Should we use a lump sum to clear our mortgage?

11 October 2012

Q

My partner and I had to go for a higher-rate mortgage two years ago (our first mortgage) because my partner had an unresolved debt from five years ago, which he was unaware of. We paid the £3,000 debt in full immediately but because of that he was seen as "high risk". Two years on, we have met all payments on time and now have £8,000 in a savings account. With the mortgage coming up for renewal, we want to know if we would be better off paying a chunk of the mortgage with this £8,000?
From
MP/Romford

A

Paying off a mortgage is likely to give you a much better effective return on your cash than keeping it in a savings account, especially if your mortgage lender is charging a higher interest rate due to your previous credit history.
 
So in numbers terms, it's likely to be a good move.

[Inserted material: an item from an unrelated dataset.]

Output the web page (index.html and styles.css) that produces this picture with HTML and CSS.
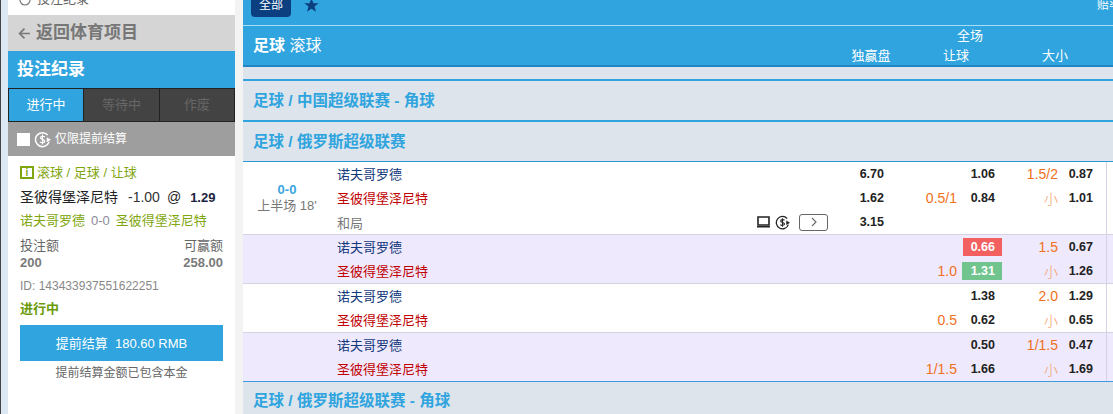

But there are other points to bear in mind before going ahead and making an overpayment on the mortgage.
 
First, there could be early repayment charges for overpayment, although the lender may allow partial overpayments without charging any penalty.These can be substantial and wipe out the benefit of reducing your mortgage.
 
Second, don't use all your savings to pay off the mortgage as you need a sum of cash easily accessible as a rainy day fund. Once you've paid it into your mortgage, you won't be able to access it in an emergency.
 
Finally, it would make sense for you to review your mortgage situation as it sounds like you've worked hard to get back on track since the credit blip. Building up a good track record will help you get back on to a mainstream mortgage deal at a lower rate. If you are free of any early repayment charges, it could be a good time to see if you can reduce your mortgage costs by switching to a better rate as well as reducing the balance.